→ **What you need to do**: Copy every line of the data in which the word "components" occurs.

→ **Material provided**:
-------

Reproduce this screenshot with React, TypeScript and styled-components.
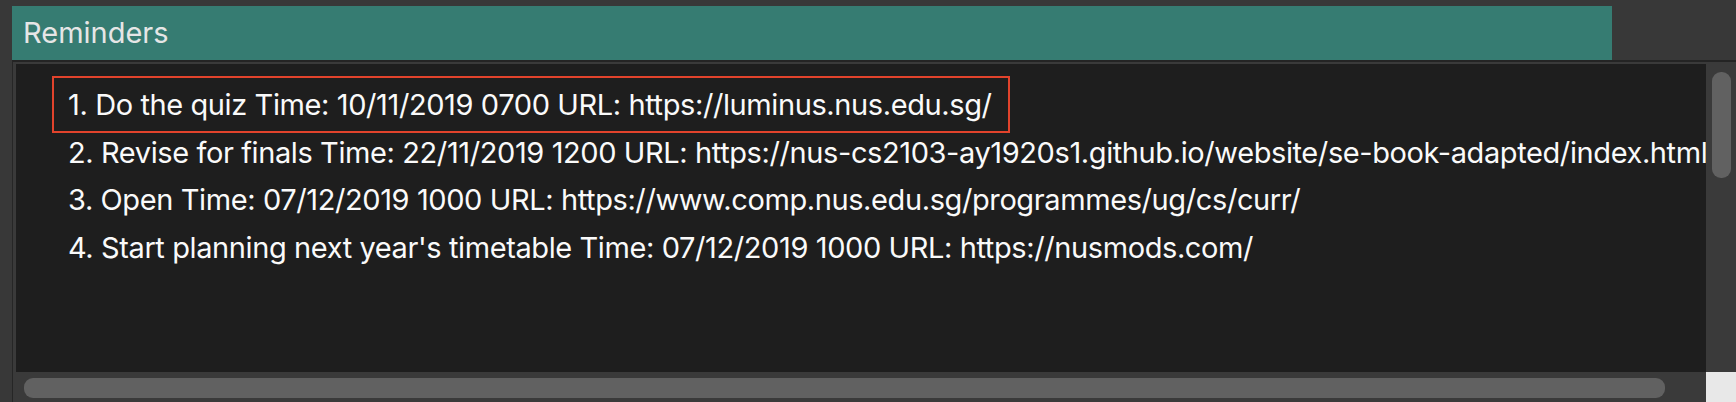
import styled, { createGlobalStyle } from 'styled-components';

const GlobalStyle = createGlobalStyle`
  html, body {
    margin: 0;
    padding: 0;
    background: #383838;
    overflow: hidden;
  }
`;

const reminders = [
  'Do the quiz Time: 10/11/2019 0700 URL: https://luminus.nus.edu.sg/',
  'Revise for finals Time: 22/11/2019 1200 URL: https://nus-cs2103-ay1920s1.github.io/website/se-book-adapted/index.html',
  'Open Time: 07/12/2019 1000 URL: https://www.comp.nus.edu.sg/programmes/ug/cs/curr/',
  "Start planning next year's timetable Time: 07/12/2019 1000 URL: https://nusmods.com/",
];

const Window = styled.div`
  width: 1736px;
  height: 402px;
  box-sizing: border-box;
  padding: 6px 0 0 12px;
  display: flex;
  flex-direction: column;
  font-family: Inter, "Noto Sans", sans-serif;
`;

const TitleBar = styled.div`
  width: 1600px;
  height: 54px;
  flex: none;
  box-sizing: border-box;
  padding-left: 11px;
  background: #367c72;
  color: #e6e6e6;
  font-size: 29px;
  line-height: 54px;
`;

const ListView = styled.div`
  flex: 1;
  min-height: 0;
  display: grid;
  grid-template-columns: 1fr 30px;
  grid-template-rows: 1fr 30px;
  background: #3a3a3a;
  border-top: 2px solid #242424;
  border-left: 1px solid #262626;
  padding: 2px 0 0 3px;
`;

const Cells = styled.div`
  background: #1e1e1e;
  overflow: hidden;
  padding: 17px 0 0 52px;
  display: flex;
  flex-direction: column;
  align-items: flex-start;
`;

const Cell = styled.div<{ $marked?: boolean }>`
  position: relative;
  white-space: nowrap;
  color: #fafafa;
  font-size: 29px;
  letter-spacing: -0.4px;
  line-height: 47.5px;
  height: 47.5px;

  &::before {
    content: '';
    display: ${(p) => (p.$marked ? 'block' : 'none')};
    position: absolute;
    top: -5px;
    bottom: -4px;
    left: -16px;
    right: -18px;
    border: 2px solid #e2432c;
  }
`;

const VTrack = styled.div`
  background: #3a3a3a;
  padding: 8px 5px 0 6px;
`;

const VThumb = styled.div`
  height: 106px;
  border-radius: 9px;
  background: #616161;
`;

const HTrack = styled.div`
  background: #3a3a3a;
  padding: 6px 41px 4px 8px;
`;

const HThumb = styled.div`
  height: 20px;
  border-radius: 9px;
  background: #616161;
`;

const Corner = styled.div`
  background: #e8e8e8;
`;

export default function App() {
  return (
    <>
      <GlobalStyle />
      <Window>
        <TitleBar>Reminders</TitleBar>
        <ListView>
          <Cells>
            {reminders.map((r, i) => (
              <Cell key={i} $marked={i === 0}>
                {i + 1}. {r}
              </Cell>
            ))}
          </Cells>
          <VTrack>
            <VThumb />
          </VTrack>
          <HTrack>
            <HThumb />
          </HTrack>
          <Corner />
        </ListView>
      </Window>
    </>
  );
}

-------

→ **Right answer**:
Reproduce this screenshot with React, TypeScript and styled-components.
import styled, { createGlobalStyle } from 'styled-components';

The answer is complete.